Wednesday, September 20, 2006

I got a huge kick watching "Once in a Lifetime", the story of the New York Cosmos, on ESPN2 in HD, of course. Some tidbits:

Matt Dillon with the narration.

Good music: "Up The Neck" by the Pretenders, Sparks' "This Town Ain't Big Enough For The Both Of Us" and Steely Dan's "Dirty Work" was the closing theme.

Bugs Bunny was the on-field Cosmos mascot.

Giorgio Chinaglia is a bit of an ass, widely regarded as the one who ruined the Cosmos. The only guy to call out Pele. Pele: "You shoot from too many fucking angles." Giorgio: "The reason Chinaglia shoots from those angles is because Chinaglia can score from those angles." No ego there.

Henry Kissinger assisted in the signing of Pele.

The Cosmos had their own table at Studio 54.

Gordon Bradley, the coach, wanted to throw this long-haired skinny guy out of the locker room once, because he was obviously on drugs. Yep, Mick Jagger looked horrible in the photos.

One of my old-timey favorites, Rodney Marsh, was on. Late '70s: "Rodney, some people refer to you as the white Pele." Marsh: "I like to think of Pele as the black Rodney Marsh."

Pele declined to be interviewed for the movie. He wanted $.

The US tried to get the World Cup in 1986, when Colombia bailed early on from hosting duties. It was awarded to Mexico.

The two Cosmos who probably come off the best (why would we think it wouldn't be this way?) were "The Kaiser", Franz Beckenbauer, and Carlos Alberto. When the Kaiser showed up, Chinaglia was relegated to "third banana".
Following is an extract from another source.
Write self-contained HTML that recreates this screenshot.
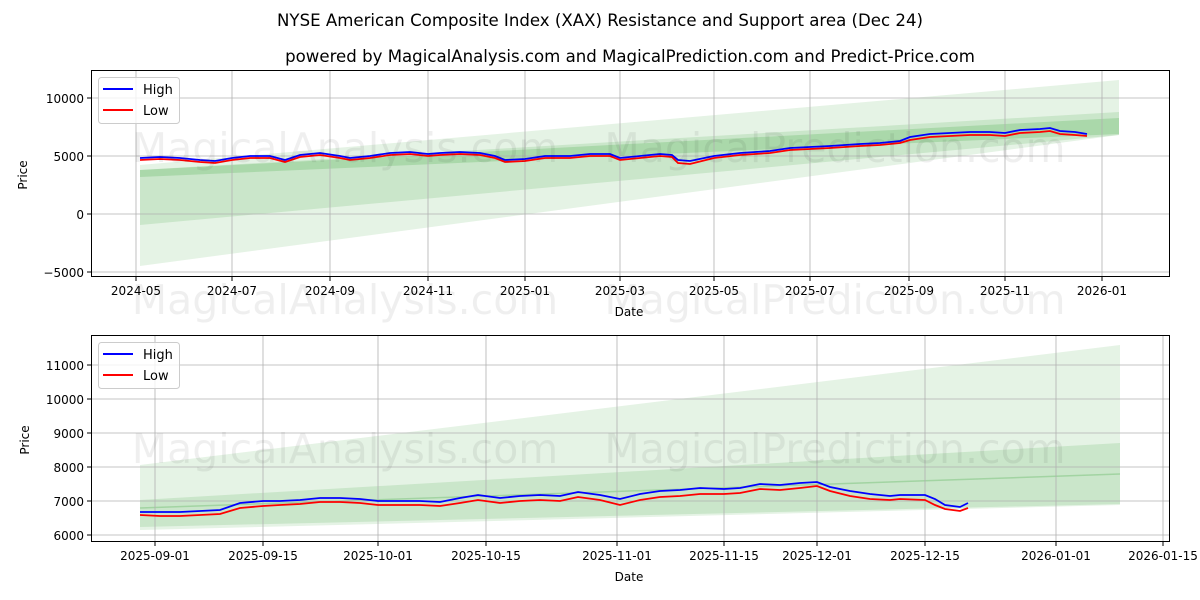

As an aside, each time I see Beckenbauer, I must say, I start to think of the Germany-Greece Philosophers Football Match from Monty Python. This is where Beckenbauer was the only actual soccer player on either team, "a surprise inclusion" on the German team. Confucius was the referee. "Confucius say, "Name go in book." when he carded some guy. The great thing is that no one actually kicked the ball, the philosophers would just walk around the field pondering things. Finally, Archimedes says, "Eureka!" and discovers that he can kick the ball, it somehow gets to Socrates, who scores on a diving header. In the 89th minute, of course, to set up this joke. The Germans dispute the call; "Hegel is arguing that the reality is merely an a priori adjunct of non-naturalistic ethics, Kant via the categorical imperative is holding that ontologically it exists only in the imagination, and Marx is claiming it was offside."

Meal of Links

A bunch of ways college students can save money. They seem to be big on avoiding tips.

McDonald's may sell breakfast all day. It is lunacy to try and beat the clock on a weekend. Still haven't had a McGriddle.

Live cheap. Eat cheap. Furnish cheap.

Video of the Week

I absolutely love this video. Adrian Belew's daughter keeps asking questions like you tell me you're a rock star, but where's the hit record, the big car, cash, and what are you gonna get me? Things to look for: The rubber guitar, Belew's six-necked guitar, his Tucker Carlson dance steps, the animated Elvis Cadillac.

Adrian Belew-"Oh Daddy"



Exercise Yard

The A-Rod article from SI. OK, only two guys in the meeting between Joe Torre and Rodriguez. Lots of details. Who talked? It is interesting that Derek Jeter clams up on the situation (again) and who knew that Jason Giambi was a team leader.